Once that is done, we could do something like this, during the output run:

for (auto const& name : m_fields_names) {
    // This is the current impl
   //  auto  field = get_field(name,"io");

   // This is the proposed new impl
   Field field;
   if (m_has_level_bounds) {
     auto whole_f = get_field(name,"io");
     int lev_dim = f.rank()-1; // levels are always at the end
     field = whole_f.subfield(lev_dim,m_lev_bounds); // lev bounds can be a std::pair<int,int>
  } else {
    field = get_field(name,"io");
  }

Later on, we'd have to always use field.get_strided_view instead of field.get_view, or provide 2 impl of the switch right below (since subviewing the last dim will create strided views). But that's not a big deal.

One catch: what do we do regarding midpoints vs interface quantities? Do we use the same bounds? Or should interface quantities always have 1 more entry than midpoint ones?

PeterCaldwell commented 10 months ago

should interface quantities always have 1 more entry than midpoint ones?

I don't see how interfaces wouldn't always have 1 more entry than midpoints. This seems like a fundamental property of geometry. For example |x|x|x| where x is midpoint and | is interface...

PeterCaldwell commented 10 months ago

The subfield approach makes sense to me. I'm still not clear what this would mean for yaml files or for output files. Would we insist that only the first 80 entries of one variable were written out, then the whole output file would contain variables with just 80 vertical levels?

PeterCaldwell commented 10 months ago

Update: max tropopause height is typically ~70 mb. Chris T reports that we have ~100 layers below 70mb using the "lev" output dimension (which is like a global ave of the pressure at a given model level). Thus implementing this change would save us ~20% of our storage cost for 3d fields. That's substantial but not overwhelming.

@brhillman - do you think it would be worth waiting our simulations for a week in order to have this reduction? Also, I'm totally guessing how long it would take to get this done b/c everyone is already working on important stuff and I don't want to presume that this would be that easy.

There's also a question of whether it would make more sense to just write output on a set of tropospheric pressure levels if one wanted to omit the stratosphere.

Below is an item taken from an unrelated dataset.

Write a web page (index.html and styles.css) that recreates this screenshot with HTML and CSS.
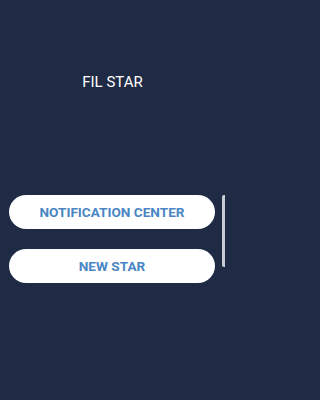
FILE: index.html
```html
<!DOCTYPE html>
<html>
<head>
<meta charset="utf-8">
<link rel="stylesheet" href="styles.css">
</head>
<body>
<div class="screen">
  <h1 class="title">FIL STAR</h1>
  <div class="actions">
    <button class="btn">NOTIFICATION CENTER</button>
    <button class="btn">NEW STAR</button>
  </div>
  <div class="edge-handle"></div>
</div>
</body>
</html>
```
FILE: styles.css
```css
html, body {
  margin: 0;
  padding: 0;
  background: #1f2a44;
}
.screen {
  position: relative;
  width: 225px;
  height: 400px;
  background: #1f2a44;
  font-family: Roboto, "Liberation Sans", sans-serif;
  display: flex;
  flex-direction: column;
  align-items: stretch;
}
.title {
  margin: 73px 0 0 0;
  color: #ffffff;
  font-size: 15px;
  font-weight: 400;
  line-height: 18px;
  text-align: center;
}
.actions {
  margin: 104px 10px 0 9px;
  display: flex;
  flex-direction: column;
  gap: 20px;
}
.btn {
  height: 34px;
  border: none;
  border-radius: 17px;
  background: #ffffff;
  color: #4a86c3;
  font-family: Roboto, "Liberation Sans", sans-serif;
  font-weight: 700;
  font-size: 13.6px;
  padding: 0;
}
.edge-handle {
  position: absolute;
  right: 0;
  top: 195px;
  width: 3px;
  height: 72px;
  background: #c9ccd3;
  border-radius: 2px 0 0 2px;
}
```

bartgol commented 10 months ago

The subfield approach makes sense to me. I'm still not clear what this would mean for yaml files or for output files. Would we insist that only the first 80 entries of one variable were written out, then the whole output file would contain variables with just 80 vertical levels?

Yes, what I was envisioning is adding a new (optional) parameter to the yaml file, something like vertical_level_lower_bound: 20 or something, which would cause levels 0-19 to be ignored _for all 3D quantities`.

bartgol commented 10 months ago

There's also a question of whether it would make more sense to just write output on a set of tropospheric pressure levels if one wanted to omit the stratosphere.

Perhaps we could simply take advantage of the vertical remap capabilities? I don't know if we have an actual number for the cost overhead, but I'm sure we can find out manually by

  1. run a case with a single output yaml file, outputing N fields
  2. run the same case with the same output yaml file, but adding a vert remap file, with the vert remap being "an identity" (that is, use the same hybrid coords as the model).

This should give us a feeling of how much it costs to run vert remap.

Edit: thinking a bit more about this, I'm not sure vert remap can "focus on a piece of the atm". I wonder if it simply increases/decreases the number of levs, but doesn't change bot/top location. @AaronDonahue may know better.

AaronDonahue commented 10 months ago

I think vertical remapping would get us what we want w.r.t. grabbing all levels in say the tropopause. The difference is we would get remapped (interpolated) values onto the set of pressure levels we care about, rather than the raw data in say the lowest 100 levels. Not sure how important it would be to have raw data for our 3D analysis.